Nicolas et ses copains ont fait des bêtises. Ils ont beaucoup d’ennuis. On s’en amuse, toujours et encore, depuis que les plumes et fusains de Goscinny et Sempé ont croqué avec tendresse et talent les espiègleries du petit héros et de ses copains, Alceste ou Geoffroy. Dans un procédé quelque peu audacieux et cynique la comparaison pourrait bien s’établir avec un contemporain national, notre Nicolas (Sarkozy) et ses complices Thierry, l’avocat (Herzog), et Gilbert, le magistrat (Azibert), confondus par la justice pour un pacte de corruption. L’affaire « Bismuth » a fait grand bruit, des dégâts, condamnant notamment l’ancien chef de l’Etat à trois ans de prison, dont un ferme à effectuer sous surveillance électronique. Sous ce fameux bracelet auquel vient d’échapper son ancien « collaborateur », François Fillon, reconnu coupable de détournement de fonds publics, sanctionné de quatre années et d’une amende de 375 000 euros. Décidemment, les copains trinquent mais, parfois, sans partager l’humiliation, bonus aléatoire accordé par l’appréciation des juges. Voire variablement par la stricte exécution de la loi obligeant, pour l’exemple, à retirer la Légion d’honneur à ses titulaires en cas de condamnation pénale (1 an) ou de comportement jugé incompatible avec les valeurs de l’ordre. Les peines plancher ont parfois leurs limites. Malgré les réticences d’Emmanuel Macron, la Grande chancellerie en a décidé ainsi, Nicolas Sarkozy ne pourra plus arborer cet insigne dont vient d’être fièrement distinguée Martine Crnkovic, maire de Louailles (Sarthe), par un certain… François Fillon. Un grand habitué du rituel de distinction dont l’ex Premier ministre récompensait régulièrement son entourage, tel un certain Bertrand Jaquet, propriétaire du gastronomique Grand Hôtel de Solesmes. Quand on aime la bonne chère et les élégants costumes, il est bien raisonnable de primer les services éminents rendus à sa panse et sa prestance par de délicats serviteurs.
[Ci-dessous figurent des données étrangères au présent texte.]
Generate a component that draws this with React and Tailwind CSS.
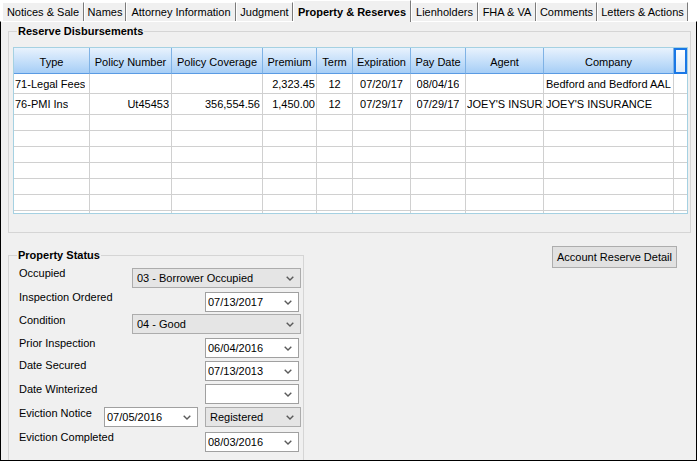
import React from "react";

const tabs = [
  { label: "Notices & Sale", w: "w-[82px]" },
  { label: "Names", w: "w-[42px]" },
  { label: "Attorney Information", w: "w-[110px]" },
  { label: "Judgment", w: "w-[57px]" },
  { label: "Property & Reserves", w: "w-[118px]", active: true },
  { label: "Lienholders", w: "w-[67px]" },
  { label: "FHA & VA", w: "w-[58px]" },
  { label: "Comments", w: "w-[61px]" },
  { label: "Letters & Actions", w: "w-[91px]" },
];

const cols = [
  { label: "Type", w: "w-[76px]", align: "justify-start pl-[1px]" },
  { label: "Policy Number", w: "w-[82px]", align: "justify-end pr-[2px]" },
  { label: "Policy Coverage", w: "w-[91px]", align: "justify-end pr-[2px]" },
  { label: "Premium", w: "w-[54px]", align: "justify-end pr-[1px]" },
  { label: "Term", w: "w-[36px]", align: "justify-center" },
  { label: "Expiration", w: "w-[58px]", align: "justify-center" },
  { label: "Pay Date", w: "w-[55px]", align: "justify-center" },
  { label: "Agent", w: "w-[78px]", align: "justify-start pl-[1px]" },
  { label: "Company", w: "w-[130px]", align: "justify-start pl-[2px]" },
];

const rows = [
  {
    h: "h-[20px]",
    pt: "pt-[1px]",
    cells: ["71-Legal Fees", "", "", "2,323.45", "12", "07/20/17", "08/04/16", "", "Bedford and Bedford AAL"],
  },
  {
    h: "h-[21px]",
    pt: "pt-[1px]",
    cells: ["76-PMI Ins", "Ut45453", "356,554.56", "1,450.00", "12", "07/29/17", "07/29/17", "JOEY'S INSURANCE", "JOEY'S INSURANCE"],
  },
  ...Array.from({ length: 7 }, () => ({ h: "h-[16px]", pt: "", cells: Array(9).fill("") })),
];

function Chevron() {
  return (
    <svg width="8" height="5" viewBox="0 0 8 5" className="shrink-0">
      <path d="M0.7 0.7 L4 4 L7.3 0.7" fill="none" stroke="#5a5a5a" strokeWidth="1.4" />
    </svg>
  );
}

function Combo({ text, w }) {
  return (
    <div className={`${w} h-[20px] shrink-0 bg-[#e5e5e5] border border-[#acacac] flex items-center pl-[4px] pr-[6px]`}>
      <span className="flex-1 whitespace-nowrap overflow-hidden">{text}</span>
      <Chevron />
    </div>
  );
}

function DateBox({ text }) {
  return (
    <div className="w-[94px] h-[20px] shrink-0 bg-white border border-[#a0a0a0] flex items-center pl-[2px] pr-[6px]">
      <span className="flex-1 whitespace-nowrap overflow-hidden">{text}</span>
      <Chevron />
    </div>
  );
}

function Label({ children, adj = "-mt-[1px]" }) {
  return <div className={`pl-[10px] leading-[13px] whitespace-nowrap ${adj}`}>{children}</div>;
}

export default function App() {
  return (
    <div className="w-[697px] h-[461px] bg-white flex flex-col overflow-hidden font-['Liberation_Sans',Arial,sans-serif] text-[11px] leading-[13px] text-black">
      {/* Tab strip */}
      <div className="h-[21px] shrink-0 flex items-end pl-[2px] relative z-10">
        {tabs.map((t) =>
          t.active ? (
            <div
              key={t.label}
              className={`${t.w} h-[22px] -mb-[1px] bg-[#f0f0f0] border-t border-l border-r border-t-white border-l-white border-r-[#7a7a7a] flex items-center justify-center pt-[2px] font-bold whitespace-nowrap`}
            >
              {t.label}
            </div>
          ) : (
            <div
              key={t.label}
              className={`${t.w} h-[19px] bg-[#f0f0f0] border-t border-l border-r border-t-white border-l-white border-r-[#7a7a7a] flex items-center justify-center whitespace-nowrap`}
            >
              {t.label}
            </div>
          )
        )}
      </div>

      {/* Tab page */}
      <div className="flex-1 min-h-0 bg-[#f0f0f0] border border-black border-t-white overflow-hidden flex flex-col">
        <fieldset className="ml-[7px] mt-[3px] w-[683px] border border-[#d5d5d5] pl-[4px] pr-[2px] pb-[18px] shrink-0">
          <legend className="ml-[4px] px-[1px] font-bold leading-[13px]">Reserve Disbursements</legend>
          <div className="mt-[9px] w-[675px] h-[167px] border border-[#a5d1e2] bg-white overflow-hidden">
            {/* header */}
            <div className="flex h-[26px]">
              {cols.map((c) => (
                <div
                  key={c.label}
                  className={`${c.w} h-full shrink-0 flex items-center justify-center pt-[3px] whitespace-nowrap overflow-hidden border-r border-b border-r-[#7fb2e5] border-b-[#5a9be3] bg-linear-to-b from-[#e8f2fd] to-[#a6cef6]`}
                >
                  {c.label}
                </div>
              ))}
              <div className="w-[13px] h-full shrink-0 border-2 border-[#1a78e6] bg-linear-to-b from-white to-[#dcebfb]" />
            </div>
            {/* rows */}
            {rows.map((r, ri) => (
              <div key={ri} className={`flex ${r.h}`}>
                {cols.map((c, ci) => (
                  <div
                    key={ci}
                    className={`${c.w} h-full shrink-0 flex items-center ${c.align} ${r.pt} whitespace-nowrap overflow-hidden border-r border-b border-[#d0d0d0]`}
                  >
                    <span className="min-w-0 overflow-hidden whitespace-nowrap">{r.cells[ci]}</span>
                  </div>
                ))}
                <div className="w-[13px] h-full shrink-0 border-b border-[#d0d0d0]" />
              </div>
            ))}
          </div>
        </fieldset>

        <div className="flex items-start shrink-0">
          <fieldset className="ml-[7px] mt-[16px] w-[296px] h-[240px] border border-[#d5d5d5] shrink-0 pt-[6px]">
            <legend className="ml-[8px] px-[1px] font-bold leading-[13px]">Property Status</legend>
            <div className="flex flex-col">
              <div className="flex items-start h-[24px]">
                <Label>Occupied</Label>
                <div className="ml-auto mr-[2px]">
                  <Combo text="03 - Borrower Occupied" w="w-[169px]" />
                </div>
              </div>
              <div className="flex items-start h-[22px]">
                <Label>Inspection Ordered</Label>
                <div className="ml-auto mr-[4px]">
                  <DateBox text="07/13/2017" />
                </div>
              </div>
              <div className="flex items-start h-[24px]">
                <Label adj="mt-0">Condition</Label>
                <div className="ml-auto mr-[2px]">
                  <Combo text="04 - Good" w="w-[169px]" />
                </div>
              </div>
              <div className="flex items-start h-[23px]">
                <Label>Prior Inspection</Label>
                <div className="ml-auto mr-[4px]">
                  <DateBox text="06/04/2016" />
                </div>
              </div>
              <div className="flex items-start h-[23px]">
                <Label adj="-mt-[2px]">Date Secured</Label>
                <div className="ml-auto mr-[4px]">
                  <DateBox text="07/13/2013" />
                </div>
              </div>
              <div className="flex items-start h-[23px]">
                <Label>Date Winterized</Label>
                <div className="ml-auto mr-[4px]">
                  <DateBox text="" />
                </div>
              </div>
              <div className="flex items-start h-[25px]">
                <Label adj="mt-0">Eviction Notice</Label>
                <div className="ml-auto mr-[2px] flex gap-[7px]">
                  <DateBox text="07/05/2016" />
                  <Combo text="Registered" w="w-[96px]" />
                </div>
              </div>
              <div className="flex items-start h-[22px]">
                <Label>Eviction Completed</Label>
                <div className="ml-auto mr-[4px]">
                  <DateBox text="08/03/2016" />
                </div>
              </div>
            </div>
          </fieldset>
          <button className="ml-auto mr-[19px] mt-[13px] w-[125px] h-[22px] bg-[#e1e1e1] border border-[#adadad] flex items-center justify-center whitespace-nowrap">
            Account Reserve Detail
          </button>
        </div>
      </div>
    </div>
  );
}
Bien loin de l’ambition première portée par Napoléon Bonaparte, créateur de la Légion d’honneur (1802) pour honorer le mérite individuel au service unique de la nation. Depuis, les distinctions de l’Ordre s’adossent néanmoins régulièrement aux conforts de la politique étrangère du pays.

Même les mal-aimés

Ainsi donc, la diplomatie peut-elle s’extraire des conventions habituelles pour parer des dirigeants peu vertueux de la rosette nationale. Bachar Al-Assad l’a eue, puis rendue, Vladimir Poutine, quant à lui, la conserve dans le chloroforme de la veulerie politique, de la soumission au pouvoir des puissants. Au grand déshonneur de la France, bien plus brutale et rosse avec les petits amis de Nicolas. Finis les rubans rouges pour Isabelle Balkany, pour Claude Guéant, son ancien ministre de l’Intérieur, et pour son grand soutien, Gérard Depardieu, fidèle camarade du nouveau tsar de Russie. Décidément, les copains trinquent, sanctionnés par la grande chancellerie de la plus haute décoration française dont les 400 employés gèrent quelques 2500 promotions annuelles. Les récipiendaires sont donc nombreux désignés régulièrement par les ministères ou, désormais, par n’importe quel individu ayant collecté cinquante signatures de concitoyens, afin de considérer l’ensemble des classes sociales de notre société. Une initiative qui fait débat pour les légitimistes pointant la banalisation d’un trophée dont ils devraient seuls distiller les grâces à leurs chouchous adorés. « Toute personne au métier éminent ou à la moralité louable peut prétendre au titre honorifique ». C’est écrit. La probité, même des mal-aimés, arracheurs de dents, fonctionnaires, assureurs, agents immobiliers, journalistes ou politiciens doit donner accès à la reconnaissance suprême de l’Etat. Ainsi, l’homme empreint de sagesse et de raison échappe au carcan des aprioris, des jugements quel que puisse être le dilemme posé par son engagement. A l’instar de Pierre Gay, président et co-fondateur du Bioparc de Doué-en-Anjou. Ce lieu contradictoire de captivité, d’exhibition et de conservation des d’animaux, ce lieu de coïncidence entre le réalisme et la préoccupation écologique. Depuis longtemps Pierre Gay a exporté sa générosité dans des « projets natures » pour protéger la faune à travers le monde. Son obligation et sa promesse justifient la tolérance des uns, le respect et la gratitude d’autres, mobilisés pour lui accorder la Légion d’honneur.